The module integrates with the council's service-level management configuration so that classification decisions immediately trigger the correct response deadlines and escalation paths. It connects to the dynamic form builder to present citizens with relevant follow-up questions once an initial category is identified, improving data quality before a ticket is created. Classified tickets are passed to field operations scheduling so that work orders reach the correct geographic service zone and crew type. Where a council operates a CRM, completed ticket data flows back to maintain a full interaction history against each citizen record.

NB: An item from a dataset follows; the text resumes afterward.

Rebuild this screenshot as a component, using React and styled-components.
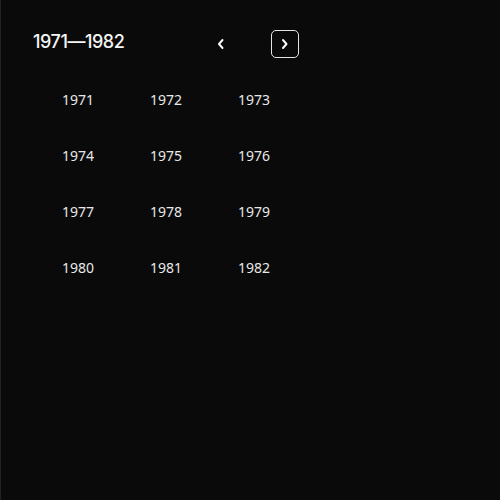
import React from "react";
import styled, { createGlobalStyle } from "styled-components";

const Global = createGlobalStyle`
  html, body { margin: 0; padding: 0; background: #0a0a0a; }
  body { font-family: Inter, "Noto Sans", sans-serif; }
`;

const Page = styled.div`
  box-sizing: border-box;
  width: 500px;
  height: 500px;
  background: #0a0a0a;
  border-left: 1px solid #222;
  padding: 30px 0 0 32px;
`;

const Picker = styled.div`
  width: 266px;
  display: flex;
  flex-direction: column;
  gap: 13px;
`;

const Header = styled.div`
  display: flex;
  align-items: center;
  height: 28px;
`;

const Title = styled.div`
  flex: 1;
  color: #f5f5f5;
  font-size: 18px;
  font-weight: 500;
  letter-spacing: -0.45px;
  padding-bottom: 5px;
`;

const NavButton = styled.button`
  box-sizing: border-box;
  width: 28px;
  height: 28px;
  margin-left: ${(p) => p.$gap || 0}px;
  display: flex;
  align-items: center;
  justify-content: center;
  background: transparent;
  color: #fafafa;
  border: 1.5px solid ${(p) => (p.$focused ? "#e5e5e5" : "transparent")};
  border-radius: 5px;
  padding: 0;
  cursor: pointer;
`;

const Grid = styled.div`
  display: grid;
  grid-template-columns: repeat(3, 88px);
  grid-auto-rows: 56px;
  margin-left: 1px;
`;

const Year = styled.div`
  display: flex;
  align-items: center;
  justify-content: center;
  color: #e8e8e8;
  font-family: "Noto Sans", sans-serif;
  font-size: 14px;
  font-weight: 400;
`;

const Chevron = ({ dir }) => (
  <svg width="16" height="16" viewBox="0 0 16 16" fill="none" stroke="currentColor" strokeWidth="2" strokeLinecap="round" strokeLinejoin="round">
    {dir === "left" ? <path d="M10.5 4 7 8l3.5 4" /> : <path d="M6 4l3.5 4L6 12" />}
  </svg>
);

export default function App() {
  const years = Array.from({ length: 12 }, (_, i) => 1971 + i);
  return (
    <>
      <Global />
      <Page>
        <Picker>
          <Header>
            <Title>1971—1982</Title>
            <NavButton aria-label="Previous">
              <Chevron dir="left" />
            </NavButton>
            <NavButton aria-label="Next" $focused $gap={37}>
              <Chevron dir="right" />
            </NavButton>
          </Header>
          <Grid>
            {years.map((y) => (
              <Year key={y}>{y}</Year>
            ))}
          </Grid>
        </Picker>
      </Page>
    </>
  );
}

The voice bridge component connects to existing telephony infrastructure via standard SIP or WebRTC, requiring no replacement of incumbent call-centre platforms.

Open Standards#

  • Open311 (GeoReport v2): The module exposes and consumes the Open311 GeoReport v2 API, enabling interoperability with third-party civic portals, mobile applications, and partner authorities that already publish or consume Open311 endpoints.
  • GeoJSON (IETF RFC 7946): Location and asset data extracted from submissions is normalised to GeoJSON so that spatial records can be consumed directly by any OGC-compliant GIS platform or mapping service.
  • OGC API Features (OGC 17-069r4): Geospatial ticket data is queryable through an OGC API Features interface, allowing integration with national spatial data infrastructure and local authority GIS systems.
  • W3C SSML (Speech Synthesis Markup Language): Voice bridge responses use SSML-formatted output, ensuring consistent pronunciation and pacing across any SSML-capable telephony or IVR platform.
  • ISO 8601: All timestamps on tickets, SLA deadlines, and audit records use ISO 8601 formatting, ensuring unambiguous date and time interoperability across integrated systems.
  • IETF OAuth 2.0 (RFC 6749) and OpenID Connect: API access for third-party portals and partner authorities is governed by OAuth 2.0 authorisation flows with OpenID Connect identity tokens, avoiding proprietary authentication schemes.
  • ETSI EN 303 199 (NG112 / Emergency Call Routing): Where council operations interact with emergency-adjacent workflows, the integration layer aligns with ETSI NG112 routing conventions to ensure correct hand-off to public safety answering points.

Availability#

  • Enterprise Plan: Included
  • Professional Plan: Available as an add-on; duplicate detection and voice bridge integration require upgrade to Enterprise.